Unbeknown to him, he had come face to face with a triple-killer. Inside the house lay the bodies of James Wraith, 77, the owner, his wife Ann, and their servant Caroline Ellis, 21. Aware of the anti-Irish sentiment that existed at that time, in 1847, and fearing he might be accused, McCabe decided not to report what he had seen and instead went to a pub.

Half an hour later James Wraith’s great-nephew called at the house and found the three bodies lying in pools of blood and gore. James Wraith’s skull was broken in many places, his lower jaw fractured and his throat cut from ear to ear. Ann Wraith’s skull was similarly broken, her right eye gouged out and her throat was cut.

The servant Caroline’s skull was open in several places, her brains and teeth were scattered all over the floor and her throat had also been cut.

Intriguingly, McCabe had vaguely recognised the man who opened the door. He was a fellow-Irish tinker named Patrick Reid. But McCabe kept quiet. When he let slip later that he had been to the murder house and “seen and heard certain things,” he was arrested.

As a result of what he then told police, Reid was also arrested. Although friends of the Wraith family testified that Reid had been previously involved in an altercation with old James Wraith, the police continued to suspect that McCabe and Reid had acted together, and both were charged at York Assizes on July 19th, 1847, with the murder of James Wraith. But baffled by contradictory evidence, confused about the omission of the other two murders from the charge, and unable to decide who had done what, the jury failed to agree.

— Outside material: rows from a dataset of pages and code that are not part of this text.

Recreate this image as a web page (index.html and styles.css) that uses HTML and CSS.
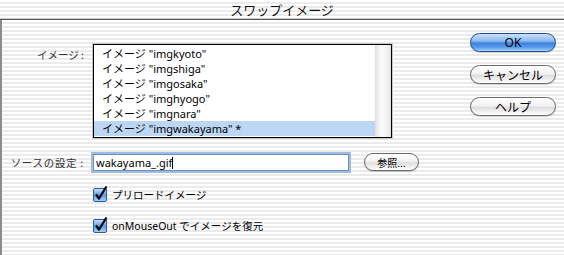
FILE: index.html
```html
<!DOCTYPE html>
<html lang="ja">
<head>
  <meta charset="UTF-8" />
  <title>スワップイメージ</title>
  <link rel="stylesheet" href="styles.css">
</head>
<body>
  <div class="window">
    <!-- barra de título -->
    <div class="titlebar">スワップイメージ</div>

    <div class="content">
      <div class="form">
        <div class="row row-list">
          <div class="label">イメージ :</div>
          <div class="listbox">
            <ul class="items">
              <li>イメージ "imgkyoto"</li>
              <li>イメージ "imgshiga"</li>
              <li>イメージ "imgosaka"</li>
              <li>イメージ "imghyogo"</li>
              <li>イメージ "imgnara"</li>
              <li class="selected">イメージ "imgwakayama" *</li>
            </ul>
            <div class="scrolltrack"></div>
          </div>
        </div>

        <div class="row row-source">
          <div class="label wide">ソースの設定 :</div>
          <div class="field">wakayama_.gif<span class="caret"></span></div>
          <button class="pill small">参照...</button>
        </div>

        <div class="check">
          <svg class="box" width="15" height="16" viewBox="0 0 15 16">
            <defs>
              <linearGradient id="cb1" x1="0" y1="0" x2="0" y2="1">
                <stop offset="0" stop-color="#cfe4fb"/>
                <stop offset="0.5" stop-color="#5a9be8"/>
                <stop offset="1" stop-color="#a9d2fb"/>
              </linearGradient>
            </defs>
            <rect x="0.5" y="2.5" width="13" height="13" rx="1.5" fill="url(#cb1)" stroke="#2f5c98"/>
            <path d="M3 8.5 L6 12.5 L13.5 0.5" fill="none" stroke="#000" stroke-width="2.2" stroke-linejoin="round"/>
          </svg>
          <span>プリロードイメージ</span>
        </div>

        <div class="check">
          <svg class="box" width="15" height="16" viewBox="0 0 15 16">
            <rect x="0.5" y="2.5" width="13" height="13" rx="1.5" fill="url(#cb1)" stroke="#2f5c98"/>
            <path d="M3 8.5 L6 12.5 L13.5 0.5" fill="none" stroke="#000" stroke-width="2.2" stroke-linejoin="round"/>
          </svg>
          <span>onMouseOut でイメージを復元</span>
        </div>
      </div>

      <div class="buttons">
        <button class="pill default">OK</button>
        <button class="pill">キャンセル</button>
        <button class="pill">ヘルプ</button>
      </div>
    </div>
  </div>
</body>
</html>
```

FILE: styles.css
```css
body {
  margin: 0;
  width: 564px;
  height: 255px;
  overflow: hidden;
  font-family: "Noto Sans", "Noto Sans CJK JP", sans-serif;
  font-size: 11px;
  color: #000;
  background: repeating-linear-gradient(to bottom, #ffffff 0, #ffffff 2px, #ebebeb 2px, #ebebeb 4px);
}

.window {
  height: 255px;
}

.titlebar {
  height: 19px;
  line-height: 20px;
  text-align: center;
  font-family: "Noto Sans CJK JP", sans-serif;
  font-size: 13px;
  color: #111;
  border-bottom: 1px solid #555;
  box-shadow: inset 0 -1px 0 #ccc;
}

.content {
  display: flex;
  height: 235px;
  border-left: 2px solid #8a8a8a;
}

.form {
  flex: 1;
  padding-top: 24px;
}

.row {
  display: flex;
}

.label {
  width: 82px;
  margin-right: 9px;
  text-align: right;
  font-family: "Noto Sans CJK JP", sans-serif;
  font-size: 10.5px;
  color: #333;
  white-space: nowrap;
}

.label.wide {
  letter-spacing: 0.7px;
}

.row-list .label {
  padding-top: 3px;
}

.listbox {
  display: flex;
  width: 297px;
  height: 92px;
  border: 1px solid #000;
  box-shadow: 0 0 0 1px #c8c8c8;
  background: #fff;
}

.items {
  list-style: none;
  margin: 0;
  padding: 1px 0 0;
  flex: 1;
}

.items li {
  height: 15px;
  line-height: 15px;
  padding-left: 8px;
  white-space: nowrap;
}

.items li.selected {
  background: #bdd6f4;
}

.scrolltrack {
  width: 15px;
  background: linear-gradient(to right, #e6e6e6, #fbfbfb 35%, #f2f2f2 70%, #e2e2e2);
  border-left: 1px solid #e0e0e0;
}

.row-source {
  margin-top: 15px;
  align-items: center;
}

.row-source .label {
  padding-top: 1px;
}

.field {
  width: 250px;
  height: 15px;
  line-height: 15px;
  padding: 0 2px;
  background: #fff;
  border: 1px solid #6e8fbd;
  box-shadow: 0 0 0 2px #9dbde6;
  font-size: 11px;
}

.caret {
  display: inline-block;
  width: 1px;
  height: 12px;
  background: #000;
  vertical-align: -2px;
}

.check {
  display: flex;
  align-items: center;
  margin-left: 91px;
  margin-top: 14px;
  gap: 4px;
}

.check + .check {
  margin-top: 14px;
}

.check span {
  font-size: 10.5px;
  padding-top: 2px;
}

.buttons {
  display: flex;
  flex-direction: column;
  gap: 13px;
  padding-top: 13px;
  padding-right: 8px;
}

.pill {
  width: 86px;
  height: 19px;
  padding: 0;
  border: 1px solid #6b6b6b;
  border-radius: 10px;
  font-family: "Noto Sans CJK JP", sans-serif;
  font-size: 12px;
  line-height: 16px;
  color: #000;
  background: linear-gradient(to bottom, #ffffff 0%, #f2f2f2 45%, #dedede 55%, #f4f4f4 85%, #ffffff 100%);
  box-shadow: 0 1px 1px rgba(0, 0, 0, 0.2);
}

.pill.default {
  border-color: #1f4f95;
  font-family: "Noto Sans", sans-serif;
  background: linear-gradient(to bottom, #c9e0fb 0%, #8dbbf1 40%, #3d83dc 55%, #5d9ef0 80%, #a9d3fb 100%);
}

.pill.small {
  width: 55px;
  height: 18px;
  margin-left: 15px;
  font-size: 10px;
  line-height: 15px;
}
```
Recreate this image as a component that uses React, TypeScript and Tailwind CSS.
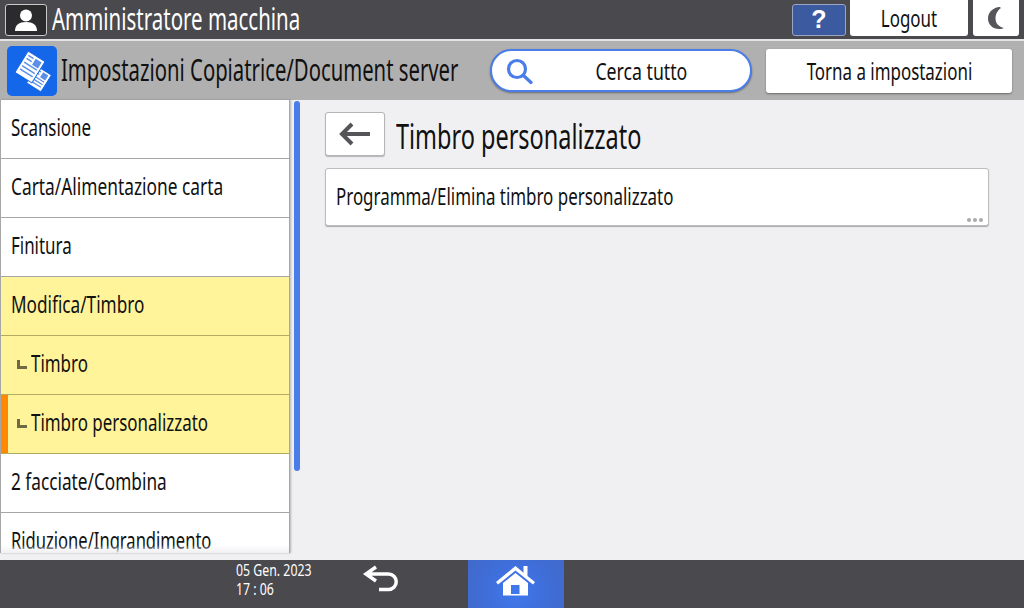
import { ReactNode } from "react";

// Panel text is a squeezed sans, so every label goes through this
function Label({ children, className = "" }: { children: ReactNode; className?: string }) {
  return <span className={`inline-block whitespace-nowrap ${className}`}>{children}</span>;
}

function MenuRow({ label, active, sub, marker, squeeze = "scale-x-[0.705]" }: { label: string; active?: boolean; sub?: boolean; marker?: boolean; squeeze?: string }) {
  return (
    <div className={`relative flex h-[59px] shrink-0 items-center border-b ${active ? "border-[#b3aa62] bg-[#fff49a]" : "border-[#a6a6a6] bg-white"} pb-[4px] pl-[10px]`}>
      {marker && <div className="absolute bottom-0 left-0 top-0 w-[7px] bg-[#ff8a00]" />}
      {sub && <div className="ml-[6px] mr-[4px] mt-[3px] h-[9px] w-[10px] shrink-0 border-b-[3px] border-l-[3px] border-[#6f6a45]" />}
      <Label className={`origin-left ${squeeze} text-[24px] leading-none text-[#111]`}>{label}</Label>
    </div>
  );
}

export default function App() {
  return (
    <div className="flex h-[608px] w-[1024px] flex-col overflow-hidden bg-[#f0eff2] font-['Noto_Sans',sans-serif]">
      {/* top status bar */}
      <div className="flex h-[41px] shrink-0 items-center border-b-2 border-[#e4e4e4] bg-[#4a494e] pl-[5px]">
        <div className="flex h-[32px] w-[42px] shrink-0 items-center justify-center rounded-[3px] border border-[#c9c9c9] bg-[#2b2b2d]">
          <svg viewBox="0 0 28 24" className="h-[24px] w-[28px]" fill="#fff">
            <circle cx="14" cy="7.500" r="6" />
            <path d="M3 23c0-6 4-9 11-9s11 3 11 9z" />
          </svg>
        </div>
        <div className="ml-[5px] min-w-0 flex-1">
          <Label className="origin-left scale-x-[0.682] text-[30px] leading-none text-white">Amministratore macchina</Label>
        </div>
        <div className="flex shrink-0 items-center">
          <div className="flex h-[32px] w-[54px] items-center justify-center rounded-[3px] border border-[#9aa5c4] bg-[#3b5aa0] font-['Liberation_Sans',sans-serif] text-[25px] font-bold text-white">?</div>
          <div className="ml-[4px] flex h-[36px] w-[118px] -translate-y-[2px] items-center justify-center rounded-b-[3px] bg-white">
            <Label className="scale-x-[0.705] text-[24px] leading-none text-[#111]">Logout</Label>
          </div>
          <div className="ml-[5px] mr-[5px] flex h-[36px] w-[46px] -translate-y-[2px] items-center justify-center rounded-b-[3px] bg-white">
            <svg viewBox="0 0 20 24" className="h-[26px] w-[20px]" fill="#55555a">
              <path d="M13 1C6 2 2 7 2 12.500S6 23 13.500 23c2 0 3.500-.5 4.500-1-5-1-8.500-4.500-8.500-9.500S12 4 15 2c-.5-.5-1-1-2-1z" />
            </svg>
          </div>
        </div>
      </div>

      {/* title bar */}
      <div className="flex h-[59px] shrink-0 items-center bg-[#b0b0b0] pl-[7px]">
        <div className="flex h-[50px] w-[50px] shrink-0 items-center justify-center rounded-[5px] bg-[#1467e8]">
          <svg viewBox="0 0 50 50" className="h-[50px] w-[50px]">
            <g transform="rotate(32 32 33)">
              <rect x="23.500" y="23" width="17" height="20" fill="#fff" stroke="#1467e8" strokeWidth="1" />
              <rect x="32" y="25" width="6" height="6" fill="#5b8fe8" />
              <path d="M26 26h4M26 29h4M26 33h12M26 36h12M26 39h12" stroke="#5b8fe8" strokeWidth="1.300" />
            </g>
            <g transform="rotate(32 23 21)">
              <rect x="13" y="8.500" width="20" height="25" fill="#fff" stroke="#1467e8" strokeWidth="1" />
              <rect x="23.500" y="11" width="7" height="7" fill="#5b8fe8" />
              <path d="M15.500 12h6M15.500 15.500h6M15.500 20h15M15.500 24h15M15.500 28h15" stroke="#5b8fe8" strokeWidth="1.500" />
            </g>
          </svg>
        </div>
        <div className="ml-[4px] min-w-0 flex-1">
          <Label className="origin-left scale-x-[0.676] text-[30px] leading-none text-[#111]">Impostazioni Copiatrice/Document server</Label>
        </div>
        <div className="flex shrink-0 items-center">
          <div className="relative flex h-[43px] w-[262px] items-center justify-center rounded-full border-2 border-[#4a7de8] bg-white shadow-[0_1px_2px_rgba(0,0,0,0.4)]">
            <svg viewBox="0 0 28 28" className="absolute left-[13px] top-[6px] h-[28px] w-[28px]" fill="none" stroke="#4a7de8" strokeWidth="3.200" strokeLinecap="round">
              <circle cx="12" cy="12" r="8.500" />
              <path d="M18.500 18.500l7.500 7" />
            </svg>
            <Label className="ml-[40px] scale-x-[0.737] text-[24px] leading-none text-[#111]">Cerca tutto</Label>
          </div>
          <div className="ml-[14px] mr-[12px] flex h-[44px] w-[246px] items-center justify-center rounded-[3px] bg-white shadow-[0_1px_2px_rgba(0,0,0,0.4)]">
            <Label className="scale-x-[0.705] text-[24px] leading-none text-[#111]">Torna a impostazioni</Label>
          </div>
        </div>
      </div>

      {/* body */}
      <div className="flex min-h-0 flex-1">
        <div className="relative flex h-[453px] w-[290px] shrink-0 flex-col overflow-hidden border-x border-x-[#a6a6a6] shadow-[1px_0_2px_rgba(0,0,0,0.25)]">
          <MenuRow label="Scansione" />
          <MenuRow label="Carta/Alimentazione carta" squeeze="scale-x-[0.722]" />
          <MenuRow label="Finitura" />
          <MenuRow label="Modifica/Timbro" squeeze="scale-x-[0.716]" active />
          <MenuRow label="Timbro" active sub />
          <MenuRow label="Timbro personalizzato" active sub marker />
          <MenuRow label="2 facciate/Combina" squeeze="scale-x-[0.718]" />
          <MenuRow label="Riduzione/Ingrandimento" squeeze="scale-x-[0.69]" />
          <div className="absolute bottom-0 left-0 right-0 h-[8px] bg-gradient-to-b from-white/0 to-[#f0eff2]" />
        </div>
        <div className="ml-[4px] mt-[1px] h-[370px] w-[6px] shrink-0 rounded-[3px] bg-[#4a7de8]" />
        <div className="ml-[25px] flex flex-1 flex-col pt-[12px]">
          <div className="flex items-center">
            <div className="flex h-[44px] w-[60px] shrink-0 items-center justify-center rounded-[3px] border border-[#b5b5b5] bg-white shadow-[0_1px_1px_rgba(0,0,0,0.25)]">
              <svg viewBox="0 0 32 24" className="h-[24px] w-[32px]" fill="none" stroke="#555559" strokeWidth="4">
                <path d="M31 12H3M13 2L3 12l10 10" />
              </svg>
            </div>
            <Label className="ml-[11px] mt-[3px] origin-left scale-x-[0.69] text-[34px] leading-none text-[#111]">Timbro personalizzato</Label>
          </div>
          <div className="relative mt-[12px] flex h-[58px] w-[664px] items-center rounded-[3px] border border-[#bdbdbd] bg-white pb-[3px] pl-[10px] shadow-[0_1px_1px_rgba(0,0,0,0.3)]">
            <Label className="origin-left scale-x-[0.705] text-[24px] leading-none text-[#111]">Programma/Elimina timbro personalizzato</Label>
            <div className="absolute bottom-[3px] right-[5px] flex gap-[2px]">
              <div className="h-[4px] w-[4px] rounded-full bg-[#aaa]" />
              <div className="h-[4px] w-[4px] rounded-full bg-[#aaa]" />
              <div className="h-[4px] w-[4px] rounded-full bg-[#aaa]" />
            </div>
          </div>
        </div>
      </div>

      {/* bottom bar */}
      <div className="flex h-[48px] shrink-0 items-stretch bg-[#4a494e]">
        <div className="ml-[236px] flex w-[120px] flex-col text-[17px] leading-[19px] text-white">
          <Label className="origin-left scale-x-[0.725]">05 Gen. 2023</Label>
          <Label className="origin-left scale-x-[0.725]">17 : 06</Label>
        </div>
        <div className="ml-[4px] w-[40px] pt-[2px]">
          <svg viewBox="360 562 40 32" className="h-[32px] w-[40px]" fill="none" stroke="#fff" strokeWidth="3.500">
            <path d="M376 567l-10 7 10 7M366 574h22.500a7 7 0 0 1 0 15.500H379" />
          </svg>
        </div>
        <div className="ml-[68px] flex w-[96px] items-start justify-center bg-[radial-gradient(circle_at_50%_65%,#3f78ee_0%,#3f6fdc_45%,#4169c8_100%)] pt-[4px]">
          <svg viewBox="497 564 40 32" className="h-[32px] w-[40px]" fill="#fff">
            <path d="M516.500 566L497 582l2 2.500 17.500-14 17.500 14 2-2.500-7.500-6v-10h-4v6.700z" />
            <path fillRule="evenodd" d="M504 583l12.500-10 12.500 10v12.500h-25zM512 585v9h8.500v-9z" />
          </svg>
        </div>
      </div>
    </div>
  );
}
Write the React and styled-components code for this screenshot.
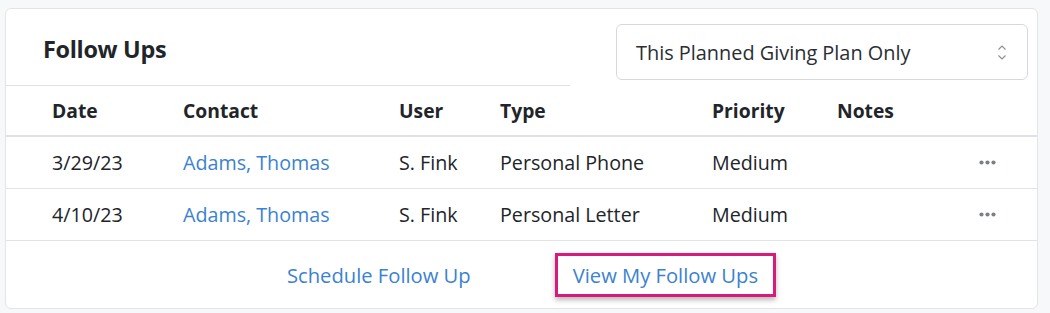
import React from "react";
import styled, { createGlobalStyle } from "styled-components";

const GlobalStyle = createGlobalStyle`
  html, body { margin: 0; padding: 0; }
  body {
    background: #f7f8fa;
    font-family: "Open Sans", "Noto Sans", sans-serif;
    color: #212529;
  }
`;

const Page = styled.div`
  padding: 8px 12px 0 5px;
`;

const Card = styled.div`
  background: #fff;
  border: 1px solid #e1e4e8;
  border-radius: 6px;
  height: 299px;
  overflow: hidden;
  display: flex;
  flex-direction: column;
`;

const TopRow = styled.div`
  display: flex;
  align-items: flex-start;
`;

const TitleCell = styled.div`
  flex: 0 0 564px;
  height: 77px;
  border-bottom: 1px solid #dee2e6;
  display: flex;
  align-items: center;
  padding-left: 37px;
  box-sizing: border-box;
`;

const Title = styled.h5`
  margin: 4px 0 0;
  font-size: 23.4px;
  font-weight: 700;
  letter-spacing: -0.3px;
`;

const SelectWrap = styled.div`
  flex: 1;
  padding: 15px 9px 0 46px;
`;

const SelectBox = styled.div`
  height: 56px;
  box-sizing: border-box;
  border: 1px solid #d5d9dd;
  border-radius: 6px;
  display: flex;
  align-items: center;
  justify-content: space-between;
  padding: 0 20px 0 19px;
  font-size: 19.9px;
  color: #2a2e33;
`;

const Table = styled.table`
  width: 100%;
  border-collapse: collapse;
  table-layout: fixed;
`;

const Th = styled.th`
  text-align: left;
  font-weight: 700;
  font-size: 19.3px;
  height: 49px;
  padding: 0 0 0 ${(p) => p.$pl || 10}px;
  border-bottom: 2px solid #dfe1e4;
  vertical-align: middle;
  line-height: 1;
`;

const Td = styled.td`
  font-size: 19.7px;
  height: 51px;
  padding: 0 0 0 ${(p) => p.$pl || 10}px;
  border-bottom: 1px solid #e1e3e6;
  vertical-align: middle;
  color: ${(p) => (p.$link ? "#3b82d0" : "#212529")};
  white-space: nowrap;
  line-height: 1;
`;

const DotsIcon = styled.svg`
  display: block;
  margin-top: -1px;
`;

const Footer = styled.div`
  flex: 1;
  display: flex;
  align-items: center;
  justify-content: center;
  gap: 66px;
  padding-left: 2px;
`;

const FooterLink = styled.a`
  font-size: 20.2px;
  color: #3b82d0;
  text-decoration: none;
  padding: 6px 15px;
  height: 44px;
  box-sizing: border-box;
  display: flex;
  align-items: center;
  border: ${(p) => (p.$highlight ? "3px solid #d81b7b" : "3px solid transparent")};
  box-shadow: ${(p) => (p.$highlight ? "0 3px 5px rgba(0,0,0,0.28)" : "none")};
`;

const Chevrons = () => (
  <svg width="10" height="17" viewBox="0 0 10 17" fill="none" stroke="#8a8f94" strokeWidth="1.1">
    <path d="M1.5 5.5 L5 2 L8.5 5.5" />
    <path d="M1.5 11.5 L5 15 L8.5 11.5" />
  </svg>
);

const Dots = () => (
  <DotsIcon width="17" height="5" viewBox="0 0 17 5" fill="#7b8085">
    <circle cx="2.5" cy="2.5" r="2.1" />
    <circle cx="8.5" cy="2.5" r="2.1" />
    <circle cx="14.5" cy="2.5" r="2.1" />
  </DotsIcon>
);

const rows = [
  { date: "3/29/23", contact: "Adams, Thomas", user: "S. Fink", type: "Personal Phone", priority: "Medium" },
  { date: "4/10/23", contact: "Adams, Thomas", user: "S. Fink", type: "Personal Letter", priority: "Medium" },
];

export default function App() {
  return (
    <>
      <GlobalStyle />
      <Page>
        <Card>
          <TopRow>
            <TitleCell>
              <Title>Follow Ups</Title>
            </TitleCell>
            <SelectWrap>
              <SelectBox>
                <span>This Planned Giving Plan Only</span>
                <Chevrons />
              </SelectBox>
            </SelectWrap>
          </TopRow>
          <Table>
            <colgroup>
              <col style={{ width: 167 }} />
              <col style={{ width: 216 }} />
              <col style={{ width: 101 }} />
              <col style={{ width: 212 }} />
              <col style={{ width: 125 }} />
              <col style={{ width: 133 }} />
              <col />
            </colgroup>
            <thead>
              <tr>
                <Th $pl={46}>Date</Th>
                <Th>Contact</Th>
                <Th>User</Th>
                <Th>Type</Th>
                <Th>Priority</Th>
                <Th>Notes</Th>
                <Th />
              </tr>
            </thead>
            <tbody>
              {rows.map((r, i) => (
                <tr key={i}>
                  <Td $pl={46}>{r.date}</Td>
                  <Td $link>{r.contact}</Td>
                  <Td>{r.user}</Td>
                  <Td>{r.type}</Td>
                  <Td>{r.priority}</Td>
                  <Td />
                  <Td $pl={19}>
                    <Dots />
                  </Td>
                </tr>
              ))}
            </tbody>
          </Table>
          <Footer>
            <FooterLink href="#">Schedule Follow Up</FooterLink>
            <FooterLink href="#" $highlight>
              View My Follow Ups
            </FooterLink>
          </Footer>
        </Card>
      </Page>
    </>
  );
}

The two men were re-tried at York in December, but this time, to add further confusion to this much-bungled case, the indictment only mentioned the murder of Caroline Ellis. And this time Reid and McCabe were both found guilty and sentenced to death.

Then came one of those extraordinary incidents that usually occur only in Hollywood films. Immediately after the sentence the judge was told that Reid had made a full confession, exonerating McCabe completely. And Reid’s defence counsel, who had been trying to lay all the blame on McCabe, had that written confession in his pocket throughout the trial.

Patrick Reid, whose death cell in the old debtors’ prison at York was the same as that occupied by Dick Turpin in his last few days before he was executed, was hanged on Saturday, January 8th, 1848, before a crowd of thousands. The unfortunate Michael McCabe was not released, but transported for life. The trial judge, it appeared, thought that McCabe had participated in the murders “to some extent,” although there was no evidence to support that contention.

McCabe eventually returned from Australia to live in Huddersfield, where he died around 1880.